Two English judgments, decided months apart about the same war, are the field's answer — and the finest stress-test the grave-risk clause has ever passed.
Legal Background: the grave-risk clause, and what is (and isn't) this treaty's subject
Two distinctions frame this final article. First, the mechanism: Article 13(1)(b) lets a court refuse a return where there is a "grave risk" that it "would expose the child to physical or psychological harm or otherwise place the child in an intolerable situation." It is the treaty's safety valve — and, as always, a Hague return decides only the forum (which country resolves custody), not custody itself. Return ≠ custody. Second, and crucially for this article: the 1980 Convention governs private cross-border abduction — one parent or relative taking a child from another. The mass, state-organised transfer of children in wartime is a different matter governed by different law — the Geneva Conventions, the Genocide Convention and the Rome Statute — and is not this treaty's subject. This article keeps that line bright, and addresses the state-level question in a single, clearly separated paragraph, precisely because conflating the two would misdescribe both.
What happened
In Q v R [2022] EWHC 2961 (Fam), a Ukrainian mother who had come to the UK on a post-invasion visa scheme faced her child's father's application for the child's summary return to Ukraine. The argument that would seem unanswerable was that Ukraine is a war zone and Article 13(1)(b)'s grave risk of physical harm is no metaphor. But the mother's own proposal was to live in a town in western Ukraine, a significant distance from the hostilities, and Mr Justice Williams examined the actual geography — the region, its distance from the fighting, the pattern of strikes, the child's specific circumstances — and held that the threshold was not met. Return was ordered. The court was explicit that the conflict should not be treated as automatically creating a grave risk: a war somewhere in a country is not a grave risk everywhere in it.

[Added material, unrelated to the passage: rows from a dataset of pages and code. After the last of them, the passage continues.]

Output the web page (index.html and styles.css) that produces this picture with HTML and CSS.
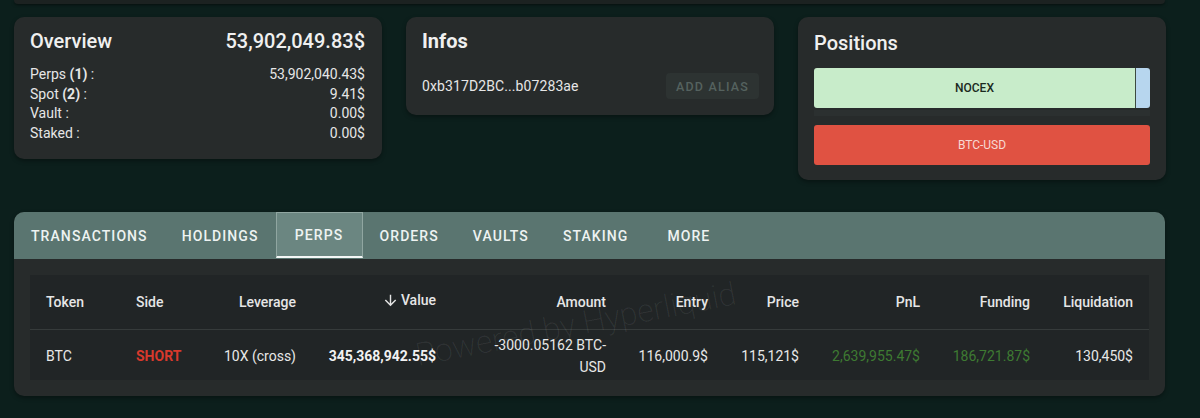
FILE: index.html
```html
<!DOCTYPE html>
<html>
<head>
<meta charset="utf-8">
<link rel="stylesheet" href="styles.css">
</head>
<body>
<div class="page">
  <div class="prev-card"></div>
  <div class="top-row">
    <section class="card overview">
      <div class="ov-head">
        <span class="ov-title">Overview</span>
        <span class="ov-total">53,902,049.83$</span>
      </div>
      <div class="ov-rows">
        <div class="ov-row"><span>Perps <b>(1)</b> :</span><span>53,902,040.43$</span></div>
        <div class="ov-row"><span>Spot <b>(2)</b> :</span><span>9.41$</span></div>
        <div class="ov-row"><span>Vault :</span><span>0.00$</span></div>
        <div class="ov-row"><span>Staked :</span><span>0.00$</span></div>
      </div>
    </section>
    <section class="card infos">
      <div class="infos-title">Infos</div>
      <div class="infos-row">
        <span class="addr">0xb317D2BC...b07283ae</span>
        <button class="alias-btn">ADD ALIAS</button>
      </div>
    </section>
    <section class="card positions">
      <div class="pos-title">Positions</div>
      <div class="pos-bar">
        <div class="seg seg-green">NOCEX</div>
        <div class="seg seg-blue"></div>
      </div>
      <div class="pos-sep"></div>
      <div class="pos-bar">
        <div class="seg seg-red">BTC-USD</div>
      </div>
    </section>
  </div>

  <section class="main-card">
    <nav class="tabs">
      <div class="tab">TRANSACTIONS</div>
      <div class="tab">HOLDINGS</div>
      <div class="tab active">PERPS</div>
      <div class="tab">ORDERS</div>
      <div class="tab">VAULTS</div>
      <div class="tab">STAKING</div>
      <div class="tab">MORE</div>
    </nav>
    <div class="panel">
      <table class="perps">
        <colgroup>
          <col class="c-token"><col class="c-side"><col class="c-lev"><col class="c-value"><col class="c-amount">
          <col class="c-entry"><col class="c-price"><col class="c-pnl"><col class="c-funding"><col class="c-liq">
        </colgroup>
        <thead>
          <tr>
            <th class="l">Token</th>
            <th class="l">Side</th>
            <th>Leverage</th>
            <th><span class="sort"><svg class="arrow" viewBox="0 0 24 24" width="17" height="17"><path d="M20 12l-1.41-1.41L13 16.17V4h-2v12.17l-5.58-5.59L4 12l8 8 8-8z" fill="#e4e4e4"/></svg>Value</span></th>
            <th>Amount</th>
            <th>Entry</th>
            <th>Price</th>
            <th>PnL</th>
            <th>Funding</th>
            <th>Liquidation</th>
          </tr>
        </thead>
        <tbody>
          <tr>
            <td class="l">BTC</td>
            <td class="l side-short">SHORT</td>
            <td>10X (cross)</td>
            <td class="val-bold">345,368,942.55$</td>
            <td>-3000.05162 BTC-USD</td>
            <td>116,000.9$</td>
            <td>115,121$</td>
            <td class="val-green">2,639,955.47$</td>
            <td class="val-green">186,721.87$</td>
            <td>130,450$</td>
          </tr>
        </tbody>
      </table>
      <div class="watermark">Powered by Hyperliquid</div>
    </div>
  </section>
</div>
</body>
</html>
```

FILE: styles.css
```css
* { box-sizing: border-box; }
html, body {
  margin: 0;
  padding: 0;
  background: #0c1f1c;
  font-family: Roboto, "Liberation Sans", Arial, sans-serif;
  color: #e8e8e8;
}
.page {
  width: 1200px;
  height: 418px;
  padding-left: 14px;
  overflow: hidden;
}
.prev-card {
  width: 1151px;
  height: 4px;
  background: #1c2221;
  border-radius: 0 0 10px 10px;
  box-shadow: 0 1px 3px rgba(0,0,0,0.5);
}
.top-row {
  display: flex;
  gap: 24px;
  align-items: flex-start;
  margin-top: 13px;
}
.card {
  width: 368px;
  background: #272b2b;
  border-radius: 10px;
  box-shadow: 0 2px 4px rgba(0,0,0,0.35);
}

/* Overview */
.overview { padding: 12px 17px 16px 16px; }
.ov-head {
  display: flex;
  justify-content: space-between;
  align-items: center;
  height: 24px;
  font-size: 20px;
  font-weight: 500;
  color: #f0f0f0;
}
.ov-rows { margin-top: 12px; }
.ov-row {
  display: flex;
  justify-content: space-between;
  font-size: 14px;
  line-height: 19.6px;
  color: #e6e6e6;
}
.ov-row b { font-weight: 700; }

/* Infos */
.infos { padding: 12px 16px 16px 16px; }
.infos-title {
  height: 24px;
  line-height: 24px;
  font-size: 20px;
  font-weight: 700;
  color: #f0f0f0;
}
.infos-row {
  margin-top: 20px;
  display: flex;
  justify-content: space-between;
  align-items: center;
}
.addr { font-size: 14px; color: #e6e6e6; letter-spacing: 0.1px; }
.alias-btn {
  height: 26px;
  width: 93px;
  margin-right: -1px;
  border: none;
  border-radius: 4px;
  background: #2d3332;
  color: #55625f;
  font-family: Roboto, "Liberation Sans", Arial, sans-serif;
  font-size: 12.5px;
  font-weight: 500;
  letter-spacing: 1.2px;
  padding: 0;
}

/* Positions */
.positions { padding: 14px 16px 15px 16px; }
.pos-title {
  height: 24px;
  line-height: 24px;
  font-size: 20px;
  font-weight: 500;
  color: #f0f0f0;
}
.pos-bar {
  display: flex;
  height: 40px;
  border-radius: 3px;
  overflow: hidden;
}
.pos-title + .pos-bar { margin-top: 13px; }
.pos-sep {
  height: 17px;
  background: linear-gradient(#272b2b 0 2px, #2b3030 2px 8px, #272b2b 8px);
}
.seg {
  display: flex;
  align-items: center;
  justify-content: center;
  font-size: 12px;
}
.seg-green { flex: 0 0 322px; background: #c8ecca; color: #1b2a1e; font-weight: 500; border-right: 1px solid #3c4a40; }
.seg-blue { flex: 1; background: #b7d6ee; }
.seg-red { flex: 1; background: #e05242; color: #f7d9d3; }

/* Main card */
.main-card {
  margin-top: 32px;
  width: 1151px;
  background: #272b2b;
  border-radius: 10px;
  padding-bottom: 16px;
  box-shadow: 0 2px 4px rgba(0,0,0,0.35);
}
.tabs {
  display: flex;
  height: 47px;
  background: #5a7570;
  border-radius: 10px 10px 0 0;
}
.tab {
  min-width: 87px;
  padding: 0 17px;
  display: flex;
  align-items: center;
  justify-content: center;
  font-size: 14px;
  font-weight: 500;
  letter-spacing: 1.08px;
  color: #eef3f2;
}
.tab.active {
  background: #6b8681;
  border: 1px solid #90a6a1;
  border-bottom: 2px solid #f4f7f6;
  height: 46px;
}
.panel {
  position: relative;
  margin: 16px 16px 0 16px;
  background: #212526;
  height: 105px;
}
.perps {
  width: 1119px;
  border-collapse: collapse;
  table-layout: fixed;
}
.c-token { width: 90px; }
.c-side { width: 84px; }
.c-lev { width: 108px; }
.c-value { width: 140px; }
.c-amount { width: 170px; }
.c-entry { width: 102px; }
.c-price { width: 91px; }
.c-pnl { width: 121px; }
.c-funding { width: 110px; }
.c-liq { width: 103px; }
.perps th, .perps td {
  text-align: right;
  padding: 0 16px;
  font-size: 14px;
}
.perps th {
  height: 54px;
  font-weight: 500;
  color: #e6e6e6;
  border-bottom: 1px solid #363b3b;
}
.perps td {
  height: 51px;
  line-height: 22px;
  color: #e8e8e8;
  padding-top: 2px;
}
.perps .l { text-align: left; }
.sort { display: inline-flex; align-items: center; gap: 2px; }
.arrow { display: block; }
.perps td.side-short { color: #d8392c; font-weight: 700; }
.perps td.val-bold { font-weight: 700; color: #f2f2f2; }
.perps td.val-green { color: #3e7a32; }
.watermark {
  position: absolute;
  left: 388px;
  top: 64px;
  font-size: 32px;
  line-height: 1;
  font-weight: 200;
  color: rgba(255,255,255,0.075);
  transform: rotate(-11deg);
  transform-origin: 0 27px;
  white-space: nowrap;
  pointer-events: none;
}
```
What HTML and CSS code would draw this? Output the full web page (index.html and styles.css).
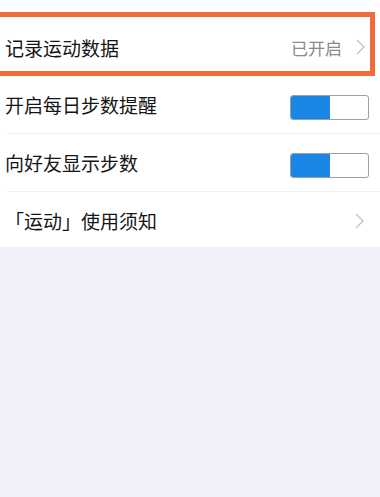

In Re Z and X (Children: Article 13(b): return to Kyiv) [2023] EWHC 602 (Fam), the same judge faced the same defence about children whose return would be to Kyiv — then under recurring drone and missile attack. This time the court found the grave risk of physical harm established; the children were not returned (the father, faced with that finding, withdrew his return application). Same treaty, same clause, same judge — opposite result, because the place was different.
Germany's courts drew the same map: according to the Ukrainian Supreme Court's published survey of the case law, the Higher Regional Court of Stuttgart refused a 2022 return to Odesa on Article 13(1)(b) grounds, citing the unpredictability of strikes, and across 2022–23 the majority of Ukrainian parents' return applications abroad were dismissed under Article 13(1)(b), foreign courts reasoning that the whole territory had been declared a war zone.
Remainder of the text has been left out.